Digital contour cutting is impacting the market.
Automation of cutting workflow: The whole workflow of digital cutting is becoming faster (read: more throughput) with automated material-handling options such as conveyors, auto feeders, and robotic off-loaders for roll and sheet processing. Automation eliminates one of the labor-intensive aspects of any cutting job-loading in sheets and off-loading cut product. As new automation options come to market, since many new cutting systems are based on a modular concept, shops can upgrade systems with the latest technology as their workflow and demand increases.
Of course, the key to cutting automation is having the job’s cut-parameters integrated into the prepress process. The front-end software must be compatible with design programs, as well as the cutting systems. MGE’s i-cut optical vision-registration system, for example, is incorporated into various digital-cutting systems across the market. Its i-script workflow allows industry-standard RIPs and printers to work within a common workflow. Designers using Adobe Illustrator send cutting information to a RIP, which outputs essentially a fifth file that contains all of the cut-parameters for a print job (including barcode and register marks); the result is that the print and finishing instructions are forever tied together. This simplifies the job on the back-end because the finishing operator doesn’t need to know much about the job to correctly cut it.

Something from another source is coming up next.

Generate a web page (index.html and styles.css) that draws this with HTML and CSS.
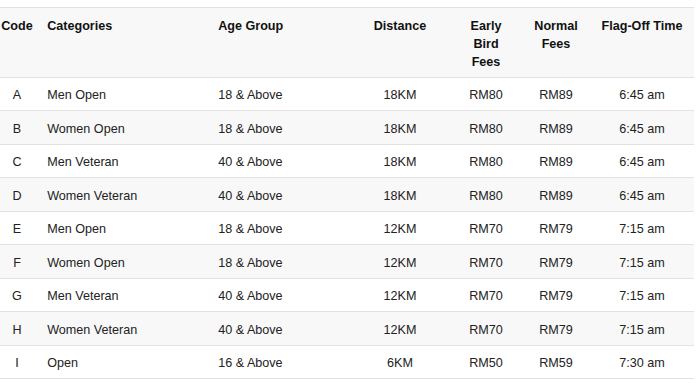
FILE: index.html
```html
<!DOCTYPE html>
<html>
<head>
<meta charset="utf-8">
<link rel="stylesheet" href="styles.css">
</head>
<body>
<table class="race-table">
  <colgroup>
    <col class="c-code"><col class="c-cat"><col class="c-age"><col class="c-dist"><col class="c-early"><col class="c-normal"><col class="c-flag">
  </colgroup>
  <thead>
    <tr>
      <th class="center">Code</th>
      <th>Categories</th>
      <th>Age Group</th>
      <th class="center">Distance</th>
      <th class="center">Early<br>Bird<br>Fees</th>
      <th class="center">Normal<br>Fees</th>
      <th class="center">Flag-Off Time</th>
    </tr>
  </thead>
  <tbody>
    <tr><td class="center">A</td><td>Men Open</td><td>18 &amp; Above</td><td class="center">18KM</td><td class="center">RM80</td><td class="center">RM89</td><td class="center">6:45 am</td></tr>
    <tr><td class="center">B</td><td>Women Open</td><td>18 &amp; Above</td><td class="center">18KM</td><td class="center">RM80</td><td class="center">RM89</td><td class="center">6:45 am</td></tr>
    <tr><td class="center">C</td><td>Men Veteran</td><td>40 &amp; Above</td><td class="center">18KM</td><td class="center">RM80</td><td class="center">RM89</td><td class="center">6:45 am</td></tr>
    <tr><td class="center">D</td><td>Women Veteran</td><td>40 &amp; Above</td><td class="center">18KM</td><td class="center">RM80</td><td class="center">RM89</td><td class="center">6:45 am</td></tr>
    <tr><td class="center">E</td><td>Men Open</td><td>18 &amp; Above</td><td class="center">12KM</td><td class="center">RM70</td><td class="center">RM79</td><td class="center">7:15 am</td></tr>
    <tr><td class="center">F</td><td>Women Open</td><td>18 &amp; Above</td><td class="center">12KM</td><td class="center">RM70</td><td class="center">RM79</td><td class="center">7:15 am</td></tr>
    <tr><td class="center">G</td><td>Men Veteran</td><td>40 &amp; Above</td><td class="center">12KM</td><td class="center">RM70</td><td class="center">RM79</td><td class="center">7:15 am</td></tr>
    <tr><td class="center">H</td><td>Women Veteran</td><td>40 &amp; Above</td><td class="center">12KM</td><td class="center">RM70</td><td class="center">RM79</td><td class="center">7:15 am</td></tr>
    <tr><td class="center">I</td><td>Open</td><td>16 &amp; Above</td><td class="center">6KM</td><td class="center">RM50</td><td class="center">RM59</td><td class="center">7:30 am</td></tr>
  </tbody>
</table>
</body>
</html>
```
FILE: styles.css
```css
html, body {
  margin: 0;
  padding: 0;
  background: #ffffff;
}
body {
  font-family: "Liberation Sans", Arial, Helvetica, sans-serif;
  font-size: 12.6px;
  color: #222222;
  overflow: hidden;
}
.race-table {
  table-layout: fixed;
  width: 700px;
  margin: 7px 0 0 -6px;
  border-collapse: collapse;
  border-top: 1px solid #e2e2e2;
}
.c-code { width: 46px; }
.c-cat { width: 171px; }
.c-age { width: 139px; }
.c-dist { width: 100px; }
.c-early { width: 72px; }
.c-normal { width: 68px; }
.c-flag { width: 104px; }
.race-table th,
.race-table td {
  padding: 8.5px 7.2px 6px;
  line-height: 18px;
  text-align: left;
  vertical-align: top;
  border-bottom: 1px solid #e2e2e2;
}
.race-table th {
  font-weight: bold;
  color: #111111;
}
.race-table .center {
  text-align: center;
}
.race-table thead tr {
  background: #f8f8f8;
}
.race-table tbody tr:nth-child(even) {
  background: #f8f8f8;
}
```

Another example is Zund, which offers several vision registration front-end software choices, such as OptiScout, Touch & Cut, and the aforementioned i-cut as well. "Like a digital print, no one RIP can be used for all situations, the same can be said for vision-registration front-end software," says Alsten. Other manufacturers of digital cutting systems offer various namebrand and private-labeled front-end software and RIP plug-ins for use with their machines.
Reduced costs/additional revenue stream: Not only do digital vision-registration cutting systems offer significant reductions in the costs of graphics production, but they also provide shops the opportunity to sell additional products to customers. Drivers for return-on-purchasing these systems are three-fold, according to Gerber’s Azzaretti: labor savings to automate finishing work that used to be performed manually; reduced cost of cutting dies, which were previously required to contour cut rigid jobs; and being able to deliver end-products to customers that print providers previously could not.